Joel Simon has had more friends murdered than I have friends.Such is the burden of the executive director of the Committee to Protect Journalists, an organisation that promotes press freedom worldwide. As recent events painfully illustrate, journalism can be a dangerous vocation. ‘Murder, after all,’ Simon writes, ‘is the ultimate form of censorship.’
The New Censorship catalogues the harassment, imprisonment, and violence borne by journalists around the world in a seemingly endless battle for control of ideas. Simon takes us from Pakistan, to the Philippines, to Putin’s Russia. He is a journalist by trade, and in large part this book reads accordingly: like a horrific collage of editorial coverage of the murder of colleagues. The method is appropriate. The anecdotes form a persuasive platform from which to sell the cause of press freedom.

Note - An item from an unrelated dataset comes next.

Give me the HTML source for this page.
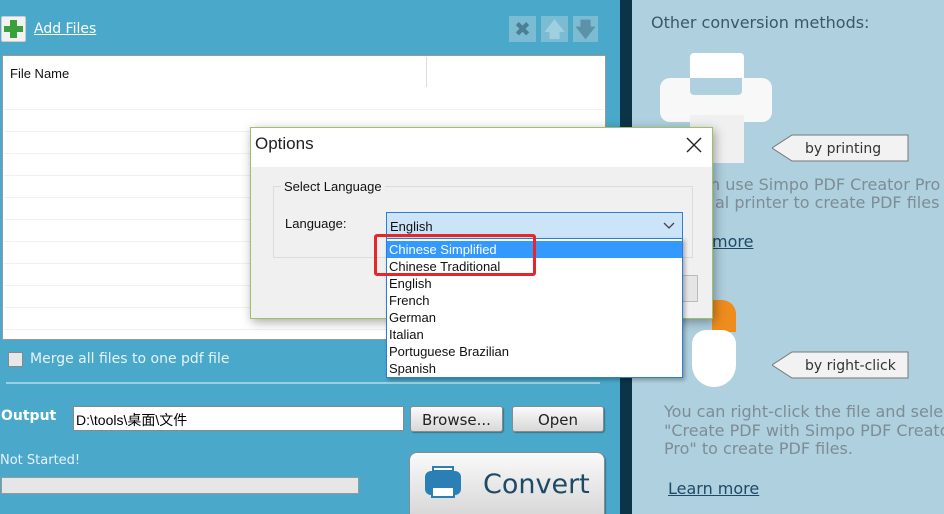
<!DOCTYPE html>
<html style="overflow:hidden"><head><meta charset="utf-8"><style>
*{margin:0;padding:0;box-sizing:border-box}
html,body{width:944px;height:514px;overflow:hidden}
body{position:relative;background:#4aa9cb;font-family:"DejaVu Sans","Liberation Sans","Noto Sans CJK SC",sans-serif}
.a{position:absolute}
.t{font-size:14px;white-space:nowrap}
.btn{background:linear-gradient(#fafafa,#d8d8d8);border:1px solid #8a8a8a;border-radius:3px;text-align:center;color:#222;box-shadow:1px 1px 1px rgba(0,0,0,.3)}
.rt{color:#7d8d96;font-size:16px;line-height:18.5px;white-space:nowrap}
</style></head><body>
<div class="a" style="left:1px;top:16px;width:25px;height:26px;background:#f2f2f2;border-radius:2px;border:1px solid #ccc"></div>
<div class="a" style="left:10px;top:20px;width:7px;height:18px;background:#3aa13a"></div>
<div class="a" style="left:4px;top:26px;width:19px;height:6px;background:#3aa13a"></div>
<div class="a t" style="left:34px;top:21px;color:#fff;text-decoration:underline;font-size:14px">Add Files</div>
<div class="a" style="left:509px;top:16px;width:27px;height:26px;background:#7cbcd3;color:#4b7f95;font-size:20px;text-align:center;line-height:26px;font-weight:bold">✖</div>
<div class="a" style="left:541px;top:16px;width:27px;height:26px;background:#7cbcd3;color:#9fd0e0;font-size:20px;text-align:center;line-height:26px;font-weight:bold">🡅</div>
<div class="a" style="left:573px;top:16px;width:25px;height:26px;background:#7cbcd3;color:#5b92a8;font-size:20px;text-align:center;line-height:26px;font-weight:bold">🡇</div>
<div class="a" style="left:2px;top:55px;width:604px;height:285px;background:#fff;border:1px solid #999"></div>
<div class="a" style="left:426px;top:57px;width:1px;height:30px;background:#ddd"></div>
<div class="a" style="left:10px;top:66px;font-size:13px;font-family:'Liberation Sans',sans-serif;color:#111">File Name</div>
<div class="a" style="left:4px;top:109px;width:600px;height:230px;background:repeating-linear-gradient(#f0f0f0 0 1px,transparent 1px 22px)"></div>
<div class="a" style="left:8px;top:352px;width:15px;height:15px;background:#e8e8e8;border:1px solid #888"></div>
<div class="a t" style="left:30px;top:351px;color:#e6f3f8">Merge all files to one pdf file</div>
<div class="a" style="left:6px;top:382px;width:594px;height:2px;background:#9ccfe0"></div>
<div class="a t" style="left:1px;top:408px;color:#fff;font-weight:bold">Output</div>
<div class="a" style="left:73px;top:406px;width:331px;height:25px;background:#fff;border:1px solid #888;font-size:14px;padding:3px 2px;font-family:'Liberation Sans','Noto Sans CJK SC',sans-serif">D:\tools\桌面\文件</div>
<div class="a btn t" style="left:410px;top:406px;width:93px;height:26px;line-height:26px;font-size:15px">Browse...</div>
<div class="a btn t" style="left:512px;top:406px;width:92px;height:26px;line-height:26px;font-size:15px">Open</div>
<div class="a" style="left:0;top:453px;font-size:13px;color:#e6f3f8">Not Started!</div>
<div class="a" style="left:1px;top:477px;width:358px;height:17px;background:#e6e6e6;border:1px solid #999"></div>
<div class="a btn" style="left:409px;top:452px;width:196px;height:62px;border-radius:8px 8px 0 0;border-bottom:none"></div>
<div class="a" style="left:425px;top:471px;width:36px;height:24px;background:#2a7fb5;border-radius:6px"></div>
<div class="a" style="left:432px;top:466px;width:22px;height:6px;background:#fff;border:2px solid #2a7fb5"></div>
<div class="a" style="left:431px;top:486px;width:24px;height:12px;background:#fff;border:2px solid #2a7fb5"></div>
<div class="a" style="left:483px;top:469px;font-size:27px;color:#1e4a66">Convert</div>
<div class="a" style="left:620px;top:0;width:12px;height:514px;background:#0b3448"></div>
<div class="a" style="left:632px;top:0;width:312px;height:514px;background:#afd0df"></div>
<div class="a" style="left:651px;top:13px;font-size:16px;color:#3a5868">Other conversion methods:</div>
<div class="a" style="left:690px;top:53px;width:54px;height:42px;background:#fff;border-radius:4px"></div>
<div class="a" style="left:660px;top:78px;width:112px;height:44px;background:#f8f8f8;border-radius:10px"></div>
<div class="a" style="left:690px;top:78px;width:52px;height:17px;background:#afd0df;border-radius:0 0 4px 4px"></div>
<div class="a" style="left:690px;top:115px;width:54px;height:48px;background:#f0f0f0"></div>
<svg class="a" style="left:772px;top:134px" width="138" height="30"><polygon points="0,14 20,1 136,1 136,27 20,27" fill="#f2f2f2" stroke="#777"/><text x="33" y="19" font-size="14" fill="#333" font-family="DejaVu Sans">by printing</text></svg>
<div class="a rt" style="left:710px;top:176px">n use Simpo PDF Creator Pro</div>
<div class="a rt" style="left:715px;top:194px">al printer to create PDF files</div>
<div class="a rt" style="left:712px;top:233px;color:#1e4a66;text-decoration:underline">more</div>
<div class="a" style="left:712px;top:300px;width:24px;height:32px;background:#ef8c1e;border-radius:0 14px 0 0"></div>
<div class="a" style="left:692px;top:330px;width:44px;height:57px;background:#fff;border-radius:14px 14px 22px 22px"></div>
<svg class="a" style="left:772px;top:351px" width="138" height="30"><polygon points="0,14 20,1 136,1 136,27 20,27" fill="#f2f2f2" stroke="#777"/><text x="33" y="19" font-size="14" fill="#333" font-family="DejaVu Sans">by right-click</text></svg>
<div class="a rt" style="left:664px;top:403px">You can right-click the file and select<br>"Create PDF with Simpo PDF Creator<br>Pro" to create PDF files.</div>
<div class="a rt" style="left:668px;top:480px;color:#1e4a66;text-decoration:underline">Learn more</div>
<div class="a" style="left:250px;top:127px;width:463px;height:192px;background:#f0f0f0;border:1px solid #9dc06a;box-shadow:2px 3px 10px rgba(0,0,0,.35)"></div>
<div class="a" style="left:251px;top:128px;width:461px;height:39px;background:#fff"></div>
<div class="a" style="left:255px;top:134px;font-size:17px;color:#222;font-family:'Liberation Sans',sans-serif">Options</div>
<svg class="a" style="left:686px;top:137px" width="16" height="16"><path d="M1 1L15 15M15 1L1 15" stroke="#222" stroke-width="1.4"/></svg>
<div class="a" style="left:273px;top:186px;width:420px;height:72px;border:1px solid #dcdcdc"></div>
<div class="a" style="left:281px;top:179px;background:#f0f0f0;padding:0 3px;font-size:13px;font-family:'Liberation Sans',sans-serif;color:#111">Select Language</div>
<div class="a" style="left:285px;top:216px;font-size:13px;font-family:'Liberation Sans',sans-serif;color:#111">Language:</div>
<div class="a" style="left:646px;top:275px;width:52px;height:27px;border:1px solid #bbb;background:#e5e5e5"></div>
<div class="a" style="left:386px;top:212px;width:297px;height:27px;background:#cce4f7;border:1px solid #2b7fd4"></div>
<div class="a" style="left:390px;top:219px;font-size:13px;font-family:'Liberation Sans',sans-serif;color:#111">English</div>
<svg class="a" style="left:663px;top:222px" width="12" height="8"><path d="M1 1 L6 6 L11 1" stroke="#444" fill="none" stroke-width="1.3"/></svg>
<div class="a" style="left:386px;top:238px;width:297px;height:140px;background:#fff;border:1px solid #2b7fd4;box-shadow:2px 2px 4px rgba(0,0,0,.3);font-family:'Liberation Sans',sans-serif;font-size:13px;color:#111;line-height:17px">
<div style="background:#3399ff;color:#fff;padding-left:2px;margin-top:2px">Chinese Simplified</div>
<div style="padding-left:2px">Chinese Traditional<br>English<br>French<br>German<br>Italian<br>Portuguese Brazilian<br>Spanish</div></div>
<div class="a" style="left:374px;top:234px;width:162px;height:42px;border:3px solid #e8262a;border-radius:3px"></div>
</body></html>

The book was written between 2011 and 2013. I am not sure whether this is perfect or tragic timing. In the year or so since, many of the core issues that it addresses have magnified in importance and gained a new prominence in the public consciousness. Take the critique of what Simon terms the ‘democratators’: a generation of popularly elected autocrats. Putin is taken to task for meagre government responses to the murder of journalists. The justice that did come is characterised as ‘nothing more than a crude political calculation’. Recently, we have seen more crude calculation in the annexation of Crimea and the invasion of Ukraine. When MH17 was shot down, the international community struggled to get access to the crash site. While Russian-backed media obfuscated, Putin denied his country’s responsibility, and nearly copped a shirt-fronting. Although Simon focuses on the position of journalists, the substance of his critique can be directed to the broader conduct of faux-democracies. Although Simon’s call to ‘expose the democratators’ is nothing new, it is timely.